• **Written task**: The lines to extract run from the first line of the material below to the line containing "border border-[#b4b4b4] border-t-[#a0a0a0]", both included; leave the pictures behind.

____________________

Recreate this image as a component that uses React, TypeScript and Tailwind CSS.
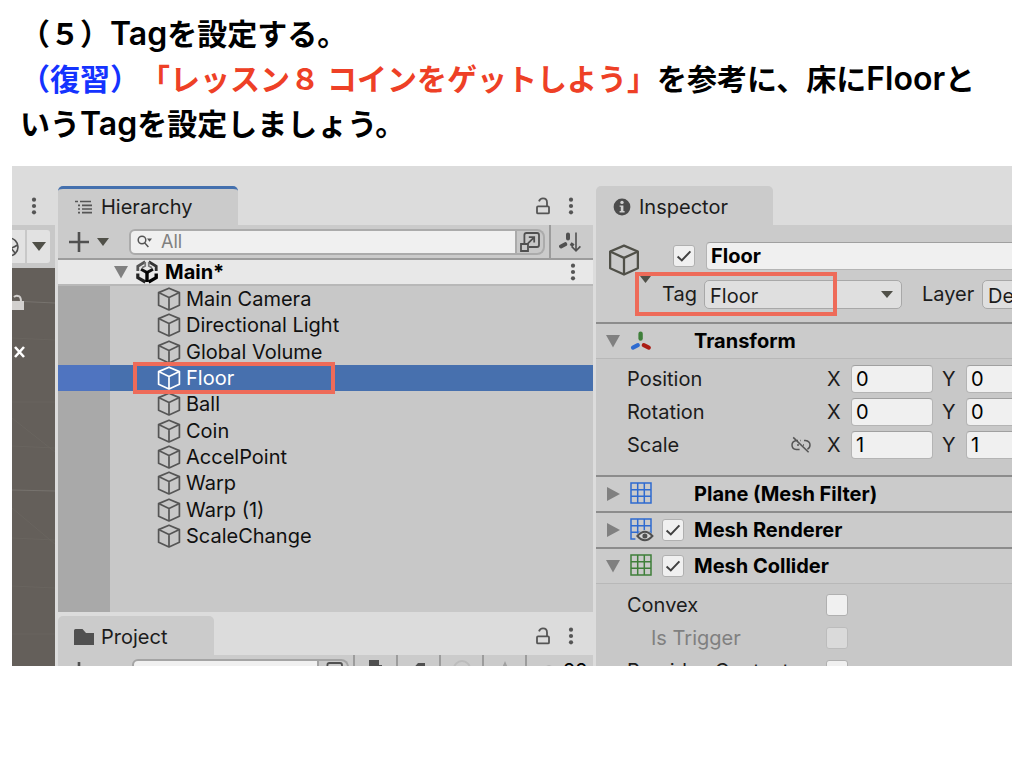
import type { ReactNode } from "react";

const HIERARCHY_ITEMS = [
  "Main Camera",
  "Directional Light",
  "Global Volume",
  "Floor",
  "Ball",
  "Coin",
  "AccelPoint",
  "Warp",
  "Warp (1)",
  "ScaleChange",
] as const;

const SELECTED_ITEM = "Floor";

const TRANSFORM_ROWS = [
  { label: "Position", x: "0", y: "0", linked: false },
  { label: "Rotation", x: "0", y: "0", linked: false },
  { label: "Scale", x: "1", y: "1", linked: true },
];

const FIELD = "rounded-[4px] border border-[#b4b4b4] border-t-[#a0a0a0] bg-[#f0f0f0] text-black outline-none";

function CubeIcon({ className }: { className: string }) {
  return (
    <svg viewBox="0 0 24 24" className={className} fill="none" stroke="currentColor" strokeWidth="1.7" strokeLinejoin="round" aria-hidden="true">
      <path d="M12 1.2 22.4 5.6V18.2L12 22.9 1.6 18.2V5.6Z" />
      <path d="M1.6 5.6 12 10.4 22.4 5.6M12 10.4V22.9" />
    </svg>
  );
}

function UnityIcon() {
  return (
    <svg viewBox="0 0 22 24" className="h-6 w-[22px] shrink-0" fill="none" aria-hidden="true">
      <path d="M9.2 1.8 1.8 6.2V11" stroke="#555" strokeWidth="2.8" />
      <path d="M12.8 1.8 20.2 6.2V11" stroke="#333" strokeWidth="2.8" />
      <path d="M9.2 2V6L6 7.8M12.8 2V6L16 7.8" stroke="#777" strokeWidth="1.8" />
      <path d="M1.8 13.4V17.6L9.4 22" stroke="#222" strokeWidth="3.2" />
      <path d="M20.2 13.4V17.6L12.6 22" stroke="#000" strokeWidth="3.4" />
      <path d="M5 9.2 11 12.6 17 9.2" stroke="#111" strokeWidth="3" />
      <path d="M11 11.4V22" stroke="#000" strokeWidth="3.4" />
    </svg>
  );
}

function KebabIcon() {
  return (
    <svg viewBox="0 0 6 18" className="h-[18px] w-[6px]" fill="#555" aria-hidden="true">
      <circle cx="3" cy="2.7" r="2.1" />
      <circle cx="3" cy="9" r="2.1" />
      <circle cx="3" cy="15.3" r="2.1" />
    </svg>
  );
}

function UnlockIcon() {
  return (
    <svg viewBox="0 0 14 18" className="h-[18px] w-[14px]" fill="none" stroke="#555" strokeWidth="1.8" aria-hidden="true">
      <rect x="1" y="9.4" width="12" height="7" rx="1" />
      <path d="M3 4.4C3.6 2.6 5 1.4 7 1.4c2.6 0 4 1.8 4 4v4" />
    </svg>
  );
}

function TriangleDown({ className }: { className: string }) {
  return (
    <svg viewBox="0 0 14 10" className={className} preserveAspectRatio="none" fill="currentColor" aria-hidden="true">
      <path d="M0 0H14L7 10Z" />
    </svg>
  );
}

function Foldout({ open }: { open: boolean }) {
  return (
    <svg viewBox="0 0 16 14" className="h-[14px] w-4 shrink-0" fill="#808080" aria-hidden="true">
      {open ? <path d="M1 1H15L8 13.5Z" /> : <path d="M2 0 15 7 2 14Z" />}
    </svg>
  );
}

function ListTreeIcon() {
  return (
    <svg viewBox="0 0 18 14" className="h-[14px] w-[18px]" stroke="#555" strokeWidth="1.7" aria-hidden="true">
      <path d="M0 1.5H3M5 1.5H16M3 5.4H5M7 5.4H17M3 9H5M7 9H17M3 12.6H5M7 12.6H17" />
    </svg>
  );
}

function FolderIcon() {
  return (
    <svg viewBox="0 0 20 16" className="h-4 w-5" fill="#505050" aria-hidden="true">
      <path d="M0 1.5Q0 0 1.5 0H8.5L12 4H20V16H0Z" />
    </svg>
  );
}

function InfoIcon() {
  return (
    <svg viewBox="0 0 18 18" className="h-[18px] w-[18px]" aria-hidden="true">
      <circle cx="9" cy="9" r="8.4" fill="#4c4c4c" />
      <circle cx="9" cy="4.4" r="1.7" fill="#d0d0d0" />
      <path d="M6.6 7.4H10.4V13H11.6V14.4H6.6V13H7.8V8.8H6.6Z" fill="#d0d0d0" />
    </svg>
  );
}

function SearchIcon() {
  return (
    <svg viewBox="0 0 16 14" className="h-[14px] w-4 shrink-0" fill="none" stroke="#555" strokeWidth="1.5" aria-hidden="true">
      <circle cx="5" cy="5" r="3.8" />
      <path d="M7.6 7.8 11.4 12" />
      <path d="M10 3.6H15L12.5 6.8Z" fill="#555" stroke="none" />
    </svg>
  );
}

function PopOutIcon() {
  return (
    <svg viewBox="0 0 20 20" className="h-5 w-5" fill="none" stroke="#505050" strokeWidth="1.8" aria-hidden="true">
      <path d="M4.4 11V3Q4.4 1 6.4 1H17Q19 1 19 3V13Q19 15 17 15H9" />
      <path d="M1 12H8V19H1Z" />
      <path d="M8 11.4 13.8 5.6M8.8 5.2H14.2V10.6" />
    </svg>
  );
}

function AxisSortIcon() {
  return (
    <svg viewBox="0 0 22 20" className="h-5 w-[22px]" fill="none" stroke="#505050" aria-hidden="true">
      <path d="M9 2.4V6.4M2 14.4 6.2 12.2" strokeWidth="4" strokeLinecap="round" />
      <path d="M11.6 11.6 14.6 13.6" strokeWidth="3.4" />
      <path d="M17 .6V18M12.6 14.4 17 18.8 21.4 14.4" strokeWidth="1.6" />
    </svg>
  );
}

function TransformIcon() {
  return (
    <svg viewBox="0 0 22 20" className="h-5 w-[22px] shrink-0" strokeLinecap="round" aria-hidden="true">
      <path d="M10.6 2.8V7.6" stroke="#3f7f3a" strokeWidth="4.4" />
      <path d="M3 16.6 7.8 14.2" stroke="#2f6bd0" strokeWidth="4.2" />
      <path d="M13.8 14.2 18.8 16.6" stroke="#ab1c14" strokeWidth="4.2" />
    </svg>
  );
}

function MeshIcon({ className, eye = false }: { className: string; eye?: boolean }) {
  return (
    <svg viewBox="0 0 24 24" className={className} fill="none" aria-hidden="true">
      <path d="M1 1H21V21H1ZM1 7.7H21M1 14.3H21M7.7 1V21M14.3 1V21" stroke="currentColor" strokeWidth="1.5" />
      {eye && (
        <>
          <path d="M5.4 18Q14.6 6 24 18V24H5.4Z" fill="#cbcbcb" />
          <path d="M7.4 18Q14.8 9.6 22.4 18Q14.8 26.4 7.4 18Z" fill="#d4d4d4" stroke="#505050" strokeWidth="2" />
          <circle cx="14.9" cy="18" r="2.5" fill="#505050" />
        </>
      )}
    </svg>
  );
}

function UnlinkIcon() {
  return (
    <svg viewBox="0 0 20 18" className="h-[18px] w-5" fill="none" stroke="#555" strokeWidth="1.5" aria-hidden="true">
      <path d="M2.2 1.4 17.6 16.2M7 4.4H5.4Q1 5.2 1 9Q1 13 5.4 13.6H8.6M9.4 4.4H10M13 4.4H14.4Q19 5 19 9Q19 12 16.4 13.2M6 9H8M12 9H13" />
    </svg>
  );
}

function IconButton({ label, children }: { label: string; children: ReactNode }) {
  return (
    <button type="button" aria-label={label} className="flex items-center justify-center">
      {children}
    </button>
  );
}

function Checkbox({ label, checked = false, disabled = false }: { label: string; checked?: boolean; disabled?: boolean }) {
  return (
    <span className="relative flex h-[22px] w-[22px] shrink-0">
      <input
        type="checkbox"
        aria-label={label}
        defaultChecked={checked}
        disabled={disabled}
        className="peer h-full w-full appearance-none rounded-[3px] border border-[#b0b0b0] bg-[#f0f0f0] disabled:border-[#bcbcbc] disabled:bg-[#dadada]"
      />
      <svg viewBox="0 0 22 22" className="pointer-events-none absolute inset-0 hidden peer-checked:block" fill="none" stroke="#404040" strokeWidth="2" aria-hidden="true">
        <path d="M4.6 11.6 8.8 15.4 17.4 6.4" />
      </svg>
    </span>
  );
}

function ComponentHeader({ title, icon, open = false, toggle = false }: { title: string; icon: ReactNode; open?: boolean; toggle?: boolean }) {
  return (
    <div className="flex h-9 shrink-0 items-center border-t-2 border-[#8c8c8c] bg-[#cbcbcb] pl-[9px]">
      <button type="button" aria-label={`Toggle ${title}`} className="flex">
        <Foldout open={open} />
      </button>
      <span className="ml-[9px] flex w-8 items-center">{icon}</span>
      <span className="flex w-8">{toggle && <Checkbox label={`${title} enabled`} checked />}</span>
      <h3 className="whitespace-nowrap text-[20px] font-bold text-black">{title}</h3>
    </div>
  );
}

function ScenePanel() {
  return (
    <section aria-label="Scene" className="flex flex-col overflow-hidden">
      <div className="flex h-[59px] shrink-0 items-end justify-center pb-[10px]">
        <IconButton label="Scene menu">
          <KebabIcon />
        </IconButton>
      </div>
      <div className="flex h-[43px] shrink-0 items-center gap-[2px] bg-[#c8c8c8] pr-[5px]">
        <button type="button" aria-label="Gizmos" className="flex h-[33px] w-[13px] items-center justify-end overflow-hidden bg-[#e2e2e2] pr-[6px]">
          <svg viewBox="0 0 20 20" className="h-5 w-5 shrink-0" fill="none" stroke="#505050" strokeWidth="1.6" aria-hidden="true">
            <circle cx="10" cy="10" r="9" />
            <path d="M1.5 9Q10 14 18.5 8M12 11 16 16" />
          </svg>
        </button>
        <button type="button" aria-label="Gizmo options" className="flex h-[33px] flex-1 items-center justify-center rounded-r-[3px] bg-[#e2e2e2] text-[#505048]">
          <TriangleDown className="h-[9px] w-[14px]" />
        </button>
      </div>
      <div className="flex-1 bg-[#645f5a]">
        <svg viewBox="0 0 43 398" className="h-[398px] w-full" preserveAspectRatio="none" aria-hidden="true">
          <path d="M0 33 43 35M0 222 43 223" stroke="#77736e" />
          <path d="M0 70 43 72M0 134H43M0 178 43 180M0 270 43 272M0 318 43 320M0 366H43M0 150 43 184M0 240 43 276" stroke="#6b6762" strokeWidth=".7" />
          <path d="M0 33H12V42H0Z" fill="#d2d0ce" />
          <path d="M2 29Q4 27 6 28Q9 28 9 34" stroke="#d2d0ce" strokeWidth="2" fill="none" />
          <path d="M3 79 12 89M12 79 3 89" stroke="#fff" strokeWidth="2.6" />
        </svg>
      </div>
    </section>
  );
}

function HierarchyPanel() {
  return (
    <section aria-label="Hierarchy" className="flex h-[446px] shrink-0 flex-col">
      <div className="flex h-[59px] shrink-0 items-end justify-between">
        <h2 className="flex h-[39px] w-[180px] items-center gap-2 rounded-t-[5px] border-t-[3px] border-[#4470ae] bg-[#cbcbcb] pl-[17px] text-[20px] text-[#1c1c1c]">
          <ListTreeIcon />
          Hierarchy
        </h2>
        <div className="flex gap-[18px] pr-[19px] pb-[10px]">
          <IconButton label="Lock hierarchy">
            <UnlockIcon />
          </IconButton>
          <IconButton label="Hierarchy menu">
            <KebabIcon />
          </IconButton>
        </div>
      </div>
      <div className="flex h-[35px] shrink-0 items-center border-b-2 border-[#9c9c9c] bg-[#cbcbcb] pl-[11px]">
        <button type="button" aria-label="Create" className="mr-5 flex items-center gap-2 text-[#505048]">
          <svg viewBox="0 0 20 20" className="h-5 w-5" stroke="#505050" strokeWidth="2.6" aria-hidden="true">
            <path d="M10 0V20M0 10H20" />
          </svg>
          <TriangleDown className="h-2 w-3" />
        </button>
        <label className="flex h-[26px] min-w-0 flex-1 items-center gap-2 rounded-l-[6px] border-2 border-[#ababab] bg-[#f0f0f0] pl-[6px]">
          <SearchIcon />
          <input aria-label="Search hierarchy" placeholder="All" className="min-w-0 flex-1 bg-transparent text-[18px] text-black outline-none placeholder:text-[#808080]" />
        </label>
        <button type="button" aria-label="Open search window" className="flex h-[26px] w-7 items-center justify-center rounded-r-[8px] border-y-2 border-r-2 border-[#ababab] bg-[#c8c8c8]">
          <PopOutIcon />
        </button>
        <button type="button" aria-label="Sort" className="ml-1 flex h-full w-[44px] items-center justify-center border-l-2 border-[#9c9c9c] pr-1">
          <AxisSortIcon />
        </button>
      </div>
      <div className="flex h-[26px] shrink-0 items-center border-b-2 border-[#b8b8b8] bg-[#e8e8e8] pr-[17px] pl-[55px]">
        <Foldout open />
        <span className="ml-[7px] flex">
          <UnityIcon />
        </span>
        <span className="ml-[7px] flex-1 text-[20px] font-bold text-black">Main*</span>
        <IconButton label="Scene options">
          <KebabIcon />
        </IconButton>
      </div>
      <div className="flex-1 border-l-[52px] border-[#a9a9a9] bg-[#c8c8c8]">
        <ul className="-ml-[52px] flex h-[263px] flex-col">
          {HIERARCHY_ITEMS.map((name) => {
            const selected = name === SELECTED_ITEM;
            return (
              <li key={name} className="relative min-h-0 flex-1">
                <button
                  type="button"
                  className={
                    selected
                      ? "flex h-full w-full items-center gap-[5px] border-l-[52px] border-[#4f74c0] bg-[#4770ae] pl-[47px] text-[20px] text-white"
                      : "flex h-full w-full items-center gap-[5px] pl-[99px] text-[20px] text-[#101010]"
                  }
                >
                  <CubeIcon className={selected ? "h-6 w-6 shrink-0" : "h-6 w-6 shrink-0 text-[#555]"} />
                  {name}
                </button>
                {selected && <span className="pointer-events-none absolute -inset-y-[3px] left-[75px] z-10 w-[202px] border-4 border-[#ee6b59]" />}
              </li>
            );
          })}
        </ul>
      </div>
    </section>
  );
}

function ProjectPanel() {
  return (
    <section aria-label="Project" className="flex flex-col">
      <div className="flex h-[43px] shrink-0 items-end justify-between">
        <h2 className="flex h-[39px] w-[156px] items-center gap-[7px] rounded-t-[5px] bg-[#cbcbcb] pt-[3px] pl-4 text-[20px] text-[#1c1c1c]">
          <FolderIcon />
          Project
        </h2>
        <div className="flex gap-[18px] pr-[19px] pb-[10px]">
          <IconButton label="Lock project">
            <UnlockIcon />
          </IconButton>
          <IconButton label="Project menu">
            <KebabIcon />
          </IconButton>
        </div>
      </div>
      <div className="flex h-[35px] shrink-0 items-start bg-[#cbcbcb] pl-[11px]">
        <button type="button" aria-label="Add asset" className="mt-[7px] mr-[43px]">
          <svg viewBox="0 0 20 20" className="h-5 w-5" stroke="#505050" strokeWidth="2.6" aria-hidden="true">
            <path d="M10 0V20M0 10H20" />
          </svg>
        </button>
        <input aria-label="Search project" className="mt-1 h-[26px] min-w-0 flex-1 rounded-l-[6px] border-2 border-[#a4a4a4] bg-[#f0f0f0] outline-none" />
        <button type="button" aria-label="Open project search" className="mt-1 flex h-[26px] w-[30px] items-center justify-center rounded-r-[8px] border-y-2 border-r-2 border-[#a4a4a4]">
          <PopOutIcon />
        </button>
        <div className="ml-1 flex h-full">
          <button type="button" aria-label="Filter by type" className="flex w-[43px] justify-center border-l-2 border-[#9c9c9c] pt-[5px]">
            <svg viewBox="0 0 16 16" className="h-4 w-4" fill="#505050" aria-hidden="true">
              <path d="M1 0H11V5H14V16H1Z" />
            </svg>
          </button>
          <button type="button" aria-label="Filter by label" className="flex w-[43px] justify-center border-l-2 border-[#9c9c9c] pt-2">
            <svg viewBox="0 0 16 16" className="h-4 w-4" fill="#505050" aria-hidden="true">
              <path d="M7 0H14V7L7 15 0 8Z" />
            </svg>
          </button>
          <button type="button" aria-label="Errors" className="flex w-[43px] justify-center border-l-2 border-[#9c9c9c] pt-[5px]">
            <svg viewBox="0 0 18 18" className="h-[18px] w-[18px]" fill="none" stroke="#bcbcbc" strokeWidth="2" aria-hidden="true">
              <circle cx="9" cy="9" r="8" />
            </svg>
          </button>
          <button type="button" aria-label="Favorites" className="flex w-[43px] justify-center border-l-2 border-[#9c9c9c] pt-[6px]">
            <svg viewBox="0 0 18 18" className="h-[18px] w-[18px]" fill="#a0a0a0" aria-hidden="true">
              <path d="M9 0 12 7H18L13 11 15 18 9 14 3 18 5 11 0 7H6Z" />
            </svg>
          </button>
          <button type="button" className="flex w-[68px] items-start gap-1 border-l-2 border-[#9c9c9c] pt-[6px] pl-3 text-[20px] leading-5 text-black">
            <svg viewBox="0 0 20 14" className="mt-1 h-[14px] w-5" fill="none" stroke="#999" strokeWidth="2" aria-hidden="true">
              <path d="M1 7Q10-4 19 7Q10 18 1 7Z" />
            </svg>
            22
          </button>
        </div>
      </div>
    </section>
  );
}

function InspectorPanel() {
  return (
    <section aria-label="Inspector" className="flex flex-col overflow-hidden text-[20px] text-[#1c1c1c]">
      <div className="flex h-[59px] shrink-0 items-end">
        <h2 className="flex h-[39px] w-[177px] items-center gap-2 rounded-t-[5px] bg-[#cbcbcb] pt-[3px] pl-[17px]">
          <InfoIcon />
          Inspector
        </h2>
      </div>

      <div className="flex h-[97px] shrink-0 bg-[#cbcbcb] pt-[17px] pl-3">
        <button type="button" aria-label="Select icon" className="mr-[-2px] flex h-[41px] w-[43px] shrink-0 items-end text-[#505048]">
          <CubeIcon className="h-[36px] w-[33px] self-start" />
          <TriangleDown className="h-[7px] w-[11px] shrink-0" />
        </button>
        <div className="flex flex-col gap-[10px]">
          <div className="flex h-7 items-center gap-[11px] pl-6">
            <Checkbox label="Active" checked />
            <input aria-label="Object name" defaultValue="Floor" className={`h-7 w-[420px] px-1 text-[20px] font-bold ${FIELD}`} />
          </div>
          <div className="relative flex h-7 items-center">
            <label htmlFor="tag" className="w-[55px] shrink-0 pl-[13px]">
              Tag
            </label>
            <span className="relative flex">
              <select id="tag" className="h-[29px] w-[198px] appearance-none rounded-[5px] border border-[#a8a8a8] bg-[#dfdfdf] px-[5px]">
                <option>Floor</option>
              </select>
              <TriangleDown className="pointer-events-none absolute top-[11px] right-[9px] h-[7px] w-3 text-[#505048]" />
            </span>
            <label htmlFor="layer" className="w-[80px] shrink-0 pl-5">
              Layer
            </label>
            <select id="layer" className="h-[29px] w-[198px] shrink-0 appearance-none rounded-[5px] border border-[#a8a8a8] bg-[#dfdfdf] px-[5px]">
              <option>Default</option>
            </select>
            <span className="pointer-events-none absolute -inset-y-2 -left-[14px] w-[202px] border-4 border-[#ee6b59]" />
          </div>
        </div>
      </div>

      <ComponentHeader title="Transform" open icon={<TransformIcon />} />
      <div className="flex shrink-0 flex-col gap-[5px] border-t border-[#b8b8b8] bg-[#c8c8c8] pt-[6px] pb-4 pl-[31px]">
        {TRANSFORM_ROWS.map((row) => (
          <div key={row.label} className="flex h-7 items-center">
            <span className="flex w-[200px] shrink-0 items-center justify-between pr-4">
              {row.label}
              {row.linked && <UnlinkIcon />}
            </span>
            <label className="flex items-center">
              <span className="w-6">X</span>
              <input aria-label={`${row.label} X`} defaultValue={row.x} className={`h-7 w-[82px] px-1 ${FIELD}`} />
            </label>
            <label className="ml-[9px] flex items-center">
              <span className="w-6">Y</span>
              <input aria-label={`${row.label} Y`} defaultValue={row.y} className={`h-7 w-[82px] px-1 ${FIELD}`} />
            </label>
          </div>
        ))}
      </div>

      <ComponentHeader title="Plane (Mesh Filter)" icon={<MeshIcon className="h-6 w-6 text-[#2f6bd0]" />} />
      <ComponentHeader title="Mesh Renderer" toggle icon={<MeshIcon eye className="h-6 w-6 text-[#2f6bd0]" />} />
      <ComponentHeader title="Mesh Collider" open toggle icon={<MeshIcon className="h-6 w-6 text-[#3f7f3a]" />} />
      <div className="flex shrink-0 flex-col gap-[11px] border-t border-[#b8b8b8] bg-[#c8c8c8] pt-[10px] pb-5 pl-[31px]">
        <div className="flex h-[22px] items-center">
          <span className="w-[199px]">Convex</span>
          <Checkbox label="Convex" />
        </div>
        <div className="flex h-[22px] items-center text-[#808080]">
          <span className="w-[199px] pl-6">Is Trigger</span>
          <Checkbox label="Is Trigger" disabled />
        </div>
        <div className="flex h-[22px] items-center">
          <span className="w-[199px] whitespace-nowrap">Provides Contacts</span>
          <Checkbox label="Provides Contacts" />
        </div>
      </div>
    </section>
  );
}

function Latin({ children }: { children: string }) {
  return <span className="text-[32px] leading-none font-semibold">{children}</span>;
}

export default function App() {
  return (
    <main className="min-h-screen bg-white font-['Inter','Noto_Sans_CJK_JP',sans-serif]">
      <h1 className="pt-3 pr-8 pl-5 text-[30px] leading-[45px] font-bold text-black [text-spacing-trim:space-all]">
        （５）<Latin>Tag</Latin>を設定する。
        <br />
        <span className="text-[#1433ff]">（復習）</span>
        <span className="text-[#ee4026]">「レッスン８ コインをゲットしよう」</span>
        を参考に、床に<Latin>Floor</Latin>と
        <br />
        いう<Latin>Tag</Latin>を設定しましょう。
      </h1>
      <div className="mx-3 mt-[19px] grid h-[500px] grid-cols-[43px_minmax(0,535fr)_minmax(0,416fr)] gap-[3px] overflow-hidden bg-[#dcdcdc]">
        <ScenePanel />
        <div className="flex h-[500px] flex-col overflow-hidden">
          <HierarchyPanel />
          <ProjectPanel />
        </div>
        <InspectorPanel />
      </div>
    </main>
  );
}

____________________

• **Result of the exercise**:
Recreate this image as a component that uses React, TypeScript and Tailwind CSS.
import type { ReactNode } from "react";

const HIERARCHY_ITEMS = [
  "Main Camera",
  "Directional Light",
  "Global Volume",
  "Floor",
  "Ball",
  "Coin",
  "AccelPoint",
  "Warp",
  "Warp (1)",
  "ScaleChange",
] as const;

const SELECTED_ITEM = "Floor";

const TRANSFORM_ROWS = [
  { label: "Position", x: "0", y: "0", linked: false },
  { label: "Rotation", x: "0", y: "0", linked: false },
  { label: "Scale", x: "1", y: "1", linked: true },
];

const FIELD = "rounded-[4px] border border-[#b4b4b4] border-t-[#a0a0a0] bg-[#f0f0f0] text-black outline-none";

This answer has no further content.